= WHAT IS BEING ASKED =
Repeat the listing exactly as given, omitting every image.

= AVAILABLE DATA =
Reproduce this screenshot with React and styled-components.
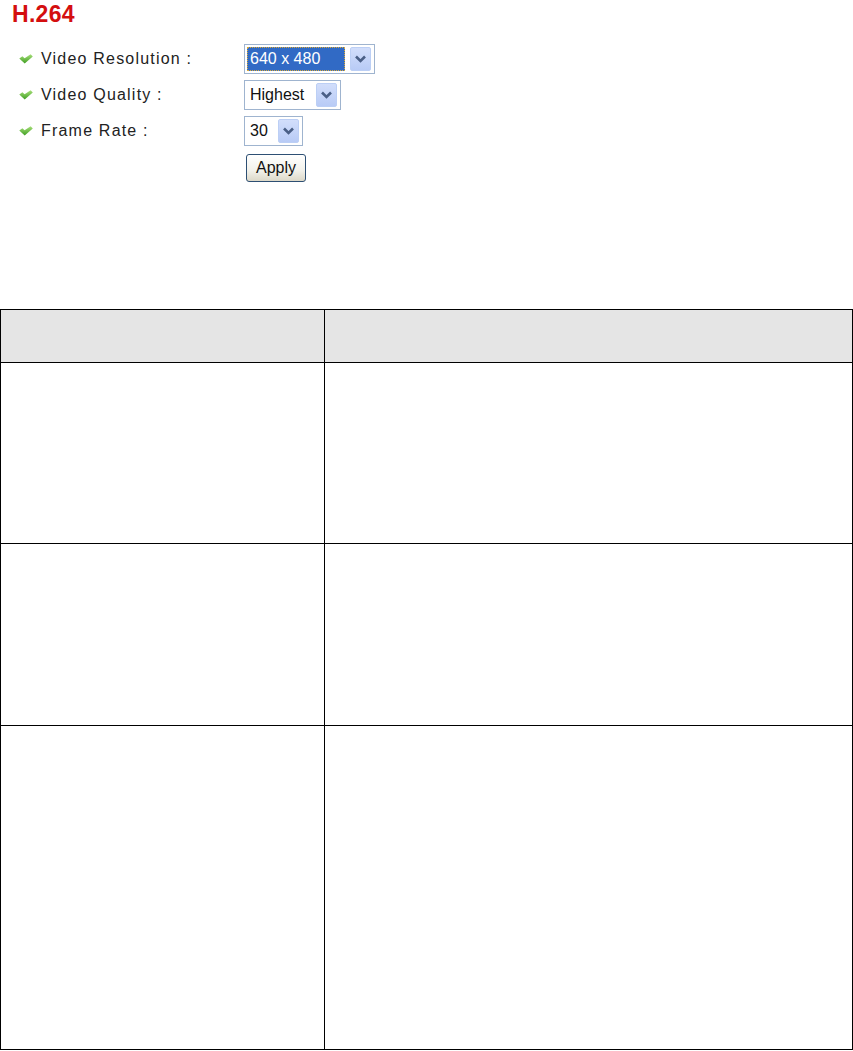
import React from "react";
import styled, { createGlobalStyle } from "styled-components";

const Global = createGlobalStyle`
  html, body { margin: 0; padding: 0; background: #fff; }
  body { font-family: "Liberation Sans", Arial, sans-serif; color: #000; }
`;

const Page = styled.div`
  width: 853px;
  display: flex;
  flex-direction: column;
`;

const Heading = styled.h1`
  margin: 0;
  padding: 1px 0 0 12px;
  font-size: 23px;
  line-height: 26px;
  font-weight: bold;
  color: #d40f0f;
  letter-spacing: 0.3px;
`;

const Form = styled.div`
  margin-top: 17px;
  display: grid;
  grid-template-columns: 244px auto;
  grid-auto-rows: 30px;
  row-gap: 6px;
  align-items: center;
`;

const Label = styled.div`
  display: flex;
  align-items: center;
  gap: 8px;
  padding-left: 19px;
  font-size: 16px;
  letter-spacing: 1.2px;
  color: #222;
`;

const SelectBox = styled.div`
  box-sizing: border-box;
  width: ${(p) => p.$w}px;
  height: 30px;
  border: 1px solid #9fb4cf;
  padding: 2px;
  display: flex;
  align-items: center;
  justify-content: space-between;
  background: #fff;
`;

const SelectText = styled.div`
  box-sizing: border-box;
  height: 24px;
  display: flex;
  align-items: center;
  padding-left: 3px;
  width: ${(p) => (p.$focused ? "98px" : "auto")};
  font-size: 16px;
  color: ${(p) => (p.$focused ? "#fff" : "#111")};
  background: ${(p) => (p.$focused ? "#316ac5" : "transparent")};
  outline: ${(p) => (p.$focused ? "1px dotted #d9a93a" : "none")};
  outline-offset: -1px;
`;

const DropButton = styled.div`
  box-sizing: border-box;
  width: 21px;
  height: 24px;
  margin-right: 1px;
  border-radius: 2px;
  border: 1px solid #bccff5;
  background: linear-gradient(#d2defb, #b8cbf6);
  display: flex;
  align-items: center;
  justify-content: center;
`;

const ApplyButton = styled.button`
  box-sizing: border-box;
  margin: 2px 0 0 2px;
  width: 60px;
  height: 28px;
  padding: 0;
  border: 1px solid #2d4f73;
  border-radius: 3px;
  background: linear-gradient(#ffffff, #f2f1ea 60%, #dcd8c8);
  font-family: "Liberation Sans", Arial, sans-serif;
  font-size: 16px;
  color: #111;
  justify-self: start;
  align-self: start;
`;

const Table = styled.table`
  margin-top: 127px;
  width: 853px;
  border-collapse: collapse;
  table-layout: fixed;
`;

const Cell = styled.td`
  border: 1px solid #000;
  padding: 0;
  height: ${(p) => p.$h}px;
  background: ${(p) => (p.$head ? "#e5e5e5" : "#fff")};
`;

const Check = () => (
  <svg width="14" height="10" viewBox="0 0 14 10">
    <defs>
      <linearGradient id="cg" x1="0" y1="0" x2="0" y2="1">
        <stop offset="0" stopColor="#a8e07a" />
        <stop offset="1" stopColor="#3f9e22" />
      </linearGradient>
    </defs>
    <path d="M0.3 4.4 L3.4 2.2 L5.6 4.3 L11.6 0.2 L13.8 2.4 L5.7 9.6 Z" fill="url(#cg)" />
  </svg>
);

const Chevron = () => (
  <svg width="11" height="8" viewBox="0 0 11 8">
    <path d="M1 1.5 L5.5 6 L10 1.5" fill="none" stroke="#4a5f86" strokeWidth="2.6" />
  </svg>
);

const Select = ({ w, value, focused }) => (
  <SelectBox $w={w}>
    <SelectText $focused={focused}>{value}</SelectText>
    <DropButton>
      <Chevron />
    </DropButton>
  </SelectBox>
);

const rows = [
  { label: "Video Resolution :", value: "640 x 480", w: 131, focused: true },
  { label: "Video Quality :", value: "Highest", w: 97 },
  { label: "Frame Rate :", value: "30", w: 59 },
];

export default function App() {
  return (
    <Page>
      <Global />
      <Heading>H.264</Heading>
      <Form>
        {rows.map((r) => (
          <React.Fragment key={r.label}>
            <Label>
              <Check />
              {r.label}
            </Label>
            <Select w={r.w} value={r.value} focused={r.focused} />
          </React.Fragment>
        ))}
        <div />
        <ApplyButton>Apply</ApplyButton>
      </Form>
      <Table>
        <colgroup>
          <col style={{ width: "324px" }} />
          <col />
        </colgroup>
        <tbody>
          <tr>
            <Cell $head $h={52} />
            <Cell $head $h={52} />
          </tr>
          <tr>
            <Cell $h={180} />
            <Cell $h={180} />
          </tr>
          <tr>
            <Cell $h={181} />
            <Cell $h={181} />
          </tr>
          <tr>
            <Cell $h={323} />
            <Cell $h={323} />
          </tr>
        </tbody>
      </Table>
    </Page>
  );
}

= ANSWER TO THE EXERCISE =
Reproduce this screenshot with React and styled-components.
import React from "react";
import styled, { createGlobalStyle } from "styled-components";

const Global = createGlobalStyle`
  html, body { margin: 0; padding: 0; background: #fff; }
  body { font-family: "Liberation Sans", Arial, sans-serif; color: #000; }
`;

const Page = styled.div`
  width: 853px;
  display: flex;
  flex-direction: column;
`;

const Heading = styled.h1`
  margin: 0;
  padding: 1px 0 0 12px;
  font-size: 23px;
  line-height: 26px;
  font-weight: bold;
  color: #d40f0f;
  letter-spacing: 0.3px;
`;

const Form = styled.div`
  margin-top: 17px;
  display: grid;
  grid-template-columns: 244px auto;
  grid-auto-rows: 30px;
  row-gap: 6px;
  align-items: center;
`;

const Label = styled.div`
  display: flex;
  align-items: center;
  gap: 8px;
  padding-left: 19px;
  font-size: 16px;
  letter-spacing: 1.2px;
  color: #222;
`;

const SelectBox = styled.div`
  box-sizing: border-box;
  width: ${(p) => p.$w}px;
  height: 30px;
  border: 1px solid #9fb4cf;
  padding: 2px;
  display: flex;
  align-items: center;
  justify-content: space-between;
  background: #fff;
`;

const SelectText = styled.div`
  box-sizing: border-box;
  height: 24px;
  display: flex;
  align-items: center;
  padding-left: 3px;
  width: ${(p) => (p.$focused ? "98px" : "auto")};
  font-size: 16px;
  color: ${(p) => (p.$focused ? "#fff" : "#111")};
  background: ${(p) => (p.$focused ? "#316ac5" : "transparent")};
  outline: ${(p) => (p.$focused ? "1px dotted #d9a93a" : "none")};
  outline-offset: -1px;
`;

const DropButton = styled.div`
  box-sizing: border-box;
  width: 21px;
  height: 24px;
  margin-right: 1px;
  border-radius: 2px;
  border: 1px solid #bccff5;
  background: linear-gradient(#d2defb, #b8cbf6);
  display: flex;
  align-items: center;
  justify-content: center;
`;

const ApplyButton = styled.button`
  box-sizing: border-box;
  margin: 2px 0 0 2px;
  width: 60px;
  height: 28px;
  padding: 0;
  border: 1px solid #2d4f73;
  border-radius: 3px;
  background: linear-gradient(#ffffff, #f2f1ea 60%, #dcd8c8);
  font-family: "Liberation Sans", Arial, sans-serif;
  font-size: 16px;
  color: #111;
  justify-self: start;
  align-self: start;
`;

const Table = styled.table`
  margin-top: 127px;
  width: 853px;
  border-collapse: collapse;
  table-layout: fixed;
`;

const Cell = styled.td`
  border: 1px solid #000;
  padding: 0;
  height: ${(p) => p.$h}px;
  background: ${(p) => (p.$head ? "#e5e5e5" : "#fff")};
`;

const Check = () => (
  <svg width="14" height="10" viewBox="0 0 14 10">
    <defs>
      <linearGradient id="cg" x1="0" y1="0" x2="0" y2="1">
        <stop offset="0" stopColor="#a8e07a" />
        <stop offset="1" stopColor="#3f9e22" />
      </linearGradient>
    </defs>
    <path d="M0.3 4.4 L3.4 2.2 L5.6 4.3 L11.6 0.2 L13.8 2.4 L5.7 9.6 Z" fill="url(#cg)" />
  </svg>
);

const Chevron = () => (
  <svg width="11" height="8" viewBox="0 0 11 8">
    <path d="M1 1.5 L5.5 6 L10 1.5" fill="none" stroke="#4a5f86" strokeWidth="2.6" />
  </svg>
);

const Select = ({ w, value, focused }) => (
  <SelectBox $w={w}>
    <SelectText $focused={focused}>{value}</SelectText>
    <DropButton>
      <Chevron />
    </DropButton>
  </SelectBox>
);

const rows = [
  { label: "Video Resolution :", value: "640 x 480", w: 131, focused: true },
  { label: "Video Quality :", value: "Highest", w: 97 },
  { label: "Frame Rate :", value: "30", w: 59 },
];

export default function App() {
  return (
    <Page>
      <Global />
      <Heading>H.264</Heading>
      <Form>
        {rows.map((r) => (
          <React.Fragment key={r.label}>
            <Label>
              <Check />
              {r.label}
            </Label>
            <Select w={r.w} value={r.value} focused={r.focused} />
          </React.Fragment>
        ))}
        <div />
        <ApplyButton>Apply</ApplyButton>
      </Form>
      <Table>
        <colgroup>
          <col style={{ width: "324px" }} />
          <col />
        </colgroup>
        <tbody>
          <tr>
            <Cell $head $h={52} />
            <Cell $head $h={52} />
          </tr>
          <tr>
            <Cell $h={180} />
            <Cell $h={180} />
          </tr>
          <tr>
            <Cell $h={181} />
            <Cell $h={181} />
          </tr>
          <tr>
            <Cell $h={323} />
            <Cell $h={323} />
          </tr>
        </tbody>
      </Table>
    </Page>
  );
}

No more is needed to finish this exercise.